The truth is none of us know for sure what the Vikings’ coaches are thinking when it comes to their red-zone running back usage. All we can do is work with the information we have. My data-based conclusion is that Cook’s lack of scoring stemmed from his injury struggles.

Cook’s injury history

Cook has never been the pinnacle of health. Outside of his rookie year, he’s never missed more than half a season, but he’s also never played a full season. Cook has been an NFL player for 81 regular-season games. He’s played in 56 of them. Again, 12 of those missed games occurred due to a rookie year torn ACL. But he’s still missed another 13 games.

Cook’s injuries have been recurring and concerning. He’s missed games due to a strained hamstring, strained groin, sprained ankle, torn labrum, dislocated shoulder, and sprains in both shoulders. All of these injuries are the type that can linger, and shoulder injuries specifically have an increased likelihood of recurring each time they happen.

Despite Cook’s struggles with health, the Vikings have never scaled back his role. It doesn’t matter how well Alexander Mattison plays. When Cook is on the field, he is the lead back, and Mattison is a pure backup. I don’t expect that to change, but it’s fair to wonder if the Vikings won’t use Mattison a little more in short-yardage and goal-line situations where running backs take the most punishment to try and keep Cook healthy.

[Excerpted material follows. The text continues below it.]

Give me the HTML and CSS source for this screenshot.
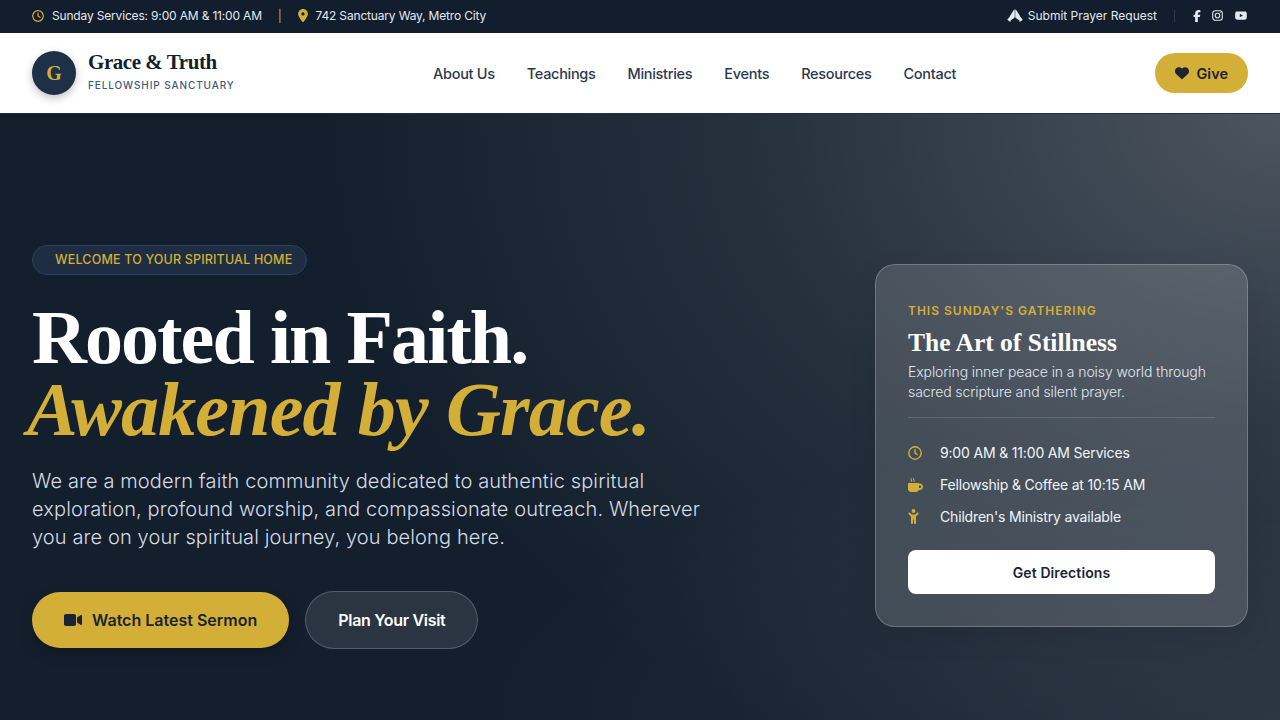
FILE: index.html
```html
<!DOCTYPE html>
<html>
<head>
  <meta charset="UTF-8">
  <title>Grace &amp; Truth Fellowship Sanctuary</title>
  <link rel="stylesheet" href="styles.css">
</head>
<body>
  <div class="topbar">
    <div class="topbar-group">
      <span class="topbar-item">
        <svg class="icon-gold" width="12" height="12" viewBox="0 0 24 24" fill="none" stroke="currentColor" stroke-width="2.4" stroke-linecap="round"><circle cx="12" cy="12" r="10.6"/><path d="M12 6v6l4 2.6"/></svg>
        Sunday Services: 9:00 AM &amp; 11:00 AM
      </span>
      <span class="topbar-sep">|</span>
      <span class="topbar-item">
        <svg class="icon-gold" width="10" height="13" viewBox="0 0 384 512" fill="currentColor"><path d="M215.7 499.2C267 435 384 279.4 384 192C384 86 298 0 192 0S0 86 0 192c0 87.4 117 243 168.3 307.2c12.3 15.3 35.1 15.3 47.4 0zM192 128a64 64 0 1 1 0 128 64 64 0 1 1 0-128z"/></svg>
        742 Sanctuary Way, Metro City
      </span>
    </div>
    <div class="topbar-group topbar-right">
      <a class="topbar-item prayer" href="#">
        <svg width="16" height="13" viewBox="0 0 32 26" fill="currentColor"><path d="M15.5 1c-1 0-2 .8-2.600 2L6.500 13c-.5 1-1.300 2.600-2 3.500L.5 21.500 6.500 26l1-3.500L13 19c1.600-1 2.500-2 2.500-4z"/><path d="M16.500 1c1 0 2 .8 2.600 2l6.400 10c.5 1 1.300 2.600 2 3.500l4 5-6 4.500-1-3.500L19 19c-1.600-1-2.500-2-2.500-4z"/></svg>
        Submit Prayer Request
      </a>
      <span class="topbar-divider"></span>
      <span class="social">
        <svg width="8" height="12" viewBox="0 0 320 512" fill="currentColor"><path d="M80 299.3V512H196V299.3h86.5l18-97.8H196V166.9c0-51.7 20.3-71.5 72.7-71.5c16.3 0 29.4 .4 37 1.2V7.9C291.4 4 256.4 0 236.2 0C129.3 0 80 50.5 80 159.4v42.1H14v97.8H80z"/></svg>
        <svg width="11" height="11" viewBox="0 0 24 24" fill="none" stroke="currentColor" stroke-width="2.3"><rect x="1.5" y="1.5" width="21" height="21" rx="6"/><circle cx="12" cy="12" r="5"/><circle cx="18" cy="6" r="1.2" fill="currentColor" stroke="none"/></svg>
        <svg width="14" height="11" viewBox="0 0 576 512" fill="currentColor"><path d="M549.655 124.083c-6.281-23.65-24.787-42.276-48.284-48.597C458.781 64 288 64 288 64S117.22 64 74.629 75.486c-23.497 6.322-42.003 24.947-48.284 48.597-11.412 42.867-11.412 132.305-11.412 132.305s0 89.438 11.412 132.305c6.281 23.65 24.787 41.5 48.284 47.821C117.22 448 288 448 288 448s170.78 0 213.371-11.486c23.497-6.321 42.003-24.171 48.284-47.821 11.412-42.867 11.412-132.305 11.412-132.305s0-89.438-11.412-132.305zm-317.51 213.508V175.185l142.739 81.205-142.739 81.201z"/></svg>
      </span>
    </div>
  </div>

  <header class="header">
    <a class="brand" href="#">
      <span class="brand-mark">G</span>
      <span class="brand-text">
        <span class="brand-name">Grace &amp; Truth</span>
        <span class="brand-sub">FELLOWSHIP SANCTUARY</span>
      </span>
    </a>
    <nav class="nav">
      <a href="#">About Us</a>
      <a href="#">Teachings</a>
      <a href="#">Ministries</a>
      <a href="#">Events</a>
      <a href="#">Resources</a>
      <a href="#">Contact</a>
    </nav>
    <a class="give-btn" href="#">
      <svg width="14" height="14" viewBox="0 0 512 512" fill="currentColor"><path d="M47.6 300.4L228.3 469.1c7.5 7 17.4 10.9 27.7 10.9s20.2-3.9 27.7-10.9L464.4 300.4c30.4-28.3 47.6-68 47.6-109.5v-5.8c0-69.9-50.5-129.5-119.4-141C347 36.5 300.6 51.4 268 84L256 96 244 84c-32.6-32.6-79-47.5-124.6-39.9C50.5 55.6 0 115.2 0 185.1v5.8c0 41.5 17.2 81.2 47.6 109.5z"/></svg>
      Give
    </a>
  </header>

  <main class="hero">
    <section class="hero-copy">
      <div class="badge">WELCOME TO YOUR SPIRITUAL HOME</div>
      <h1 class="hero-title">Rooted in Faith.<em>Awakened by Grace.</em></h1>
      <p class="hero-text">We are a modern faith community dedicated to authentic spiritual exploration, profound worship, and compassionate outreach. Wherever you are on your spiritual journey, you belong here.</p>
      <div class="hero-actions">
        <a class="btn btn-gold" href="#">
          <svg width="18" height="16" viewBox="0 0 576 512" fill="currentColor"><path d="M0 128C0 92.7 28.7 64 64 64H320c35.3 0 64 28.7 64 64V384c0 35.3-28.7 64-64 64H64c-35.3 0-64-28.7-64-64V128zM559.1 99.8c10.4 5.6 16.9 16.4 16.9 28.2V384c0 11.8-6.5 22.6-16.9 28.2s-23 5-32.9-1.6l-96-64L416 337.1V320 192 174.9l14.2-9.5 96-64c9.8-6.5 22.4-7.2 32.9-1.6z"/></svg>
          Watch Latest Sermon
        </a>
        <a class="btn btn-ghost" href="#">Plan Your Visit</a>
      </div>
    </section>

    <aside class="card">
      <div class="card-label">THIS SUNDAY'S GATHERING</div>
      <h2 class="card-title">The Art of Stillness</h2>
      <p class="card-text">Exploring inner peace in a noisy world through sacred scripture and silent prayer.</p>
      <ul class="card-list">
        <li>
          <span class="card-icon"><svg width="14" height="14" viewBox="0 0 24 24" fill="none" stroke="currentColor" stroke-width="2.4" stroke-linecap="round"><circle cx="12" cy="12" r="10.6"/><path d="M12 6v6l4 2.6"/></svg></span>
          9:00 AM &amp; 11:00 AM Services
        </li>
        <li>
          <span class="card-icon"><svg width="15" height="14" viewBox="0 0 30 28" fill="currentColor"><path fill-rule="evenodd" d="M0 10h22v1h2c3.300 0 6 2.800 6 6.500S27.300 24 24 24h-2.300c-.9 2.400-3 4-5.700 4H6c-3.300 0-6-2.700-6-6V10zm22 5v5h2c1.300 0 2.300-1.100 2.300-2.500S25.300 15 24 15h-2z"/><path d="M6 1l1.500 6M11 1l1.500 6" stroke="currentColor" stroke-width="2" stroke-linecap="round"/></svg></span>
          Fellowship &amp; Coffee at 10:15 AM
        </li>
        <li>
          <span class="card-icon"><svg width="11" height="15" viewBox="0 0 22 30" fill="currentColor"><circle cx="11" cy="4" r="3.8"/><path d="M1.500 7.500c.8-.8 2-.8 2.800 0L7.500 11h7l3.200-3.500c.8-.8 2-.8 2.800 0s.8 2 0 2.800L16 15v13c0 1.100-.9 2-2 2s-2-.9-2-2v-7h-2v7c0 1.100-.9 2-2 2s-2-.9-2-2V15l-4.500-4.700c-.8-.8-.8-2 0-2.800z"/></svg></span>
          Children's Ministry available
        </li>
      </ul>
      <a class="card-btn" href="#">Get Directions</a>
    </aside>
  </main>
</body>
</html>
```

FILE: styles.css
```css
* {
  box-sizing: border-box;
}

body {
  margin: 0;
  font-family: Inter, "Noto Sans", sans-serif;
  color: #1a2433;
  background: #131f2d;
  overflow: hidden;
}

a {
  color: inherit;
  text-decoration: none;
}

/* top bar */
.topbar {
  display: flex;
  align-items: center;
  justify-content: space-between;
  height: 33px;
  padding: 0 32px 2px;
  background: #121e2d;
  color: #e2e8f0;
  font-size: 12px;
  letter-spacing: -0.17px;
}

.topbar-group {
  display: flex;
  align-items: center;
  gap: 16px;
}

.topbar-item {
  display: flex;
  align-items: center;
  gap: 8px;
}

.topbar-sep {
  color: #c4ccd6;
  font-weight: 300;
}

.topbar-right {
  gap: 17px;
}

.prayer {
  gap: 5px;
  letter-spacing: 0;
}

.topbar-divider {
  width: 1px;
  height: 12px;
  background: #2a3a50;
}

.social {
  display: flex;
  align-items: center;
  gap: 11px;
  margin-left: 1px;
}

.icon-gold {
  color: #d4af37;
}

/* header */
.header {
  display: flex;
  align-items: center;
  justify-content: space-between;
  height: 81px;
  padding: 0 32px;
  background: #fff;
  border-bottom: 1px solid #1e3048;
}

.brand {
  display: flex;
  align-items: center;
  gap: 12px;
}

.brand-mark {
  display: flex;
  align-items: center;
  justify-content: center;
  width: 44px;
  height: 44px;
  border-radius: 50%;
  background: #1e3048;
  color: #d4af37;
  font-family: "Liberation Serif", serif;
  font-size: 20px;
  font-weight: 700;
  box-shadow: 0 3px 8px rgba(0,0,0,0.25);
}

.brand-text {
  display: flex;
  flex-direction: column;
  padding-bottom: 5px;
}

.brand-name {
  font-family: "Liberation Serif", serif;
  font-size: 21px;
  line-height: 26px;
  font-weight: 700;
  color: #131f2d;
  letter-spacing: -0.45px;
}

.brand-sub {
  margin-top: 4px;
  font-size: 10px;
  line-height: 13px;
  font-weight: 500;
  color: #3f5a80;
  letter-spacing: 0.9px;
}

.nav {
  display: flex;
  gap: 32px;
  font-size: 14.5px;
  font-weight: 450;
  color: #2a3a50;
  letter-spacing: -0.3px;
}

.give-btn {
  display: flex;
  align-items: center;
  gap: 8px;
  height: 40px;
  padding: 0 20px;
  border-radius: 20px;
  background: #d4af37;
  font-size: 14.5px;
  font-weight: 600;
}

/* hero */
.hero {
  display: flex;
  align-items: center;
  justify-content: space-between;
  height: 606px;
  padding: 60px 32px 0;
  background:
    radial-gradient(ellipse 90% 70% at 100% 100%, rgba(255,255,255,0.08), transparent 70%),
    radial-gradient(ellipse 75% 120% at 100% 0, rgba(255,255,255,0.24), rgba(255,255,255,0.08) 55%, transparent 100%),
    #131f2d;
}

.hero-copy {
  width: 680px;
}

.badge {
  display: flex;
  align-items: center;
  width: 275px;
  height: 30px;
  padding: 0 0 1px 22px;
  border: 1px solid #2d405c;
  border-radius: 15px;
  background: #1e2d42;
  color: #d4af37;
  font-size: 12.5px;
  font-weight: 500;
  letter-spacing: 0.17px;
  white-space: nowrap;
}

.hero-title {
  margin: 26px 0 22px;
  font-family: "Liberation Serif", serif;
  font-size: 76px;
  line-height: 72px;
  font-weight: 700;
  color: #fff;
  letter-spacing: -1.9px;
}

.hero-title em {
  display: block;
  margin-left: -5px;
  color: #d4af37;
  letter-spacing: -0.85px;
}

.hero-text {
  margin: 0 0 40px;
  font-size: 20px;
  line-height: 28px;
  font-weight: 300;
  color: #d5dbe3;
  letter-spacing: 0.12px;
}

.hero-actions {
  display: flex;
  align-items: center;
  gap: 16px;
}

.btn {
  display: flex;
  align-items: center;
  gap: 10px;
  height: 56px;
  padding: 0 32px;
  border-radius: 29px;
  font-size: 16px;
  font-weight: 600;
}

.btn-gold {
  background: #d4af37;
  box-shadow: 0 6px 16px rgba(0,0,0,0.2);
}

.btn-ghost {
  height: 58px;
  border: 1px solid rgba(255,255,255,0.2);
  background: rgba(255,255,255,0.1);
  color: #fff;
  letter-spacing: -0.3px;
}

/* sunday card */
.card {
  width: 373px;
  height: 363px;
  margin-bottom: 4px;
  padding: 32px;
  border: 1px solid rgba(255,255,255,0.22);
  border-radius: 20px;
  background: rgba(255,255,255,0.15);
  color: #fff;
  box-shadow: 0 10px 30px rgba(0,0,0,0.08);
}

.card-label {
  margin-top: 6px;
  font-size: 12px;
  line-height: 16px;
  font-weight: 600;
  color: #d4af37;
  letter-spacing: 1px;
}

.card-title {
  margin: 8px 0 0;
  font-family: "Liberation Serif", serif;
  font-size: 25.5px;
  line-height: 32px;
  font-weight: 700;
}

.card-text {
  margin: 3px 0 0;
  padding-bottom: 15px;
  border-bottom: 1px solid rgba(255,255,255,0.14);
  font-size: 14px;
  line-height: 20px;
  font-weight: 300;
  color: #e2e8f0;
  letter-spacing: -0.1px;
}

.card-list {
  list-style: none;
  margin: 19px 0 0;
  padding: 0;
}

.card-list li {
  display: flex;
  align-items: center;
  height: 32px;
  font-size: 14px;
  color: #f1f5f9;
  letter-spacing: -0.17px;
}

.card-icon {
  display: flex;
  width: 32px;
  color: #d4af37;
}

.card-btn {
  display: flex;
  align-items: center;
  justify-content: center;
  height: 44px;
  margin-top: 17px;
  padding-top: 1px;
  border-radius: 8px;
  background: #fff;
  color: #1a2433;
  font-size: 14px;
  font-weight: 600;
  letter-spacing: 0.1px;
}
```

What is Cook’s future beyond 2022?

Cook’s long-term future is one of the safest amongst the older running backs. He’s signed through his age-30 season. Given his playing style and the beating he’s taken over the years, I don’t expect Cook to be the type of running back that is effective into his 30s.

Cook is entering his age-27 campaign. He remains one of the top running backs in fantasy football. I think he can stay there for another couple of years. The final year of his current deal is 2025. I would be surprised if Cook were still a fantasy-relevant running back beyond the 2024 season.

What can fantasy managers expect from Cook?

Fantasy managers can safely project two more years of high-level production. There’s a decent chance he gives us three. At the running back position, that’s not something to worry about. It’s hard to project anyone other than a handful of elite young guys to be effective at a high level beyond a 3-4 year window.

Whereas with some older running backs, a decrease in ppg may be a harbinger of a continued decline, I don’t see that being the case for Cook. A return to the 20-ppg level is a realistic outcome.

Dynasty managers preparing to chase a championship this season should hang onto Cook. Those without him should explore trading for him. Use the points about his health concerns and him getting up there in age to try and pry him away from a manager who may be wary of Cook’s long-term prospects.

Cook will never be a top-five dynasty running back again due to his age, but he can still produce a singular top-five season. Consider Cook more of a mid RB1 for 2022 and 2023.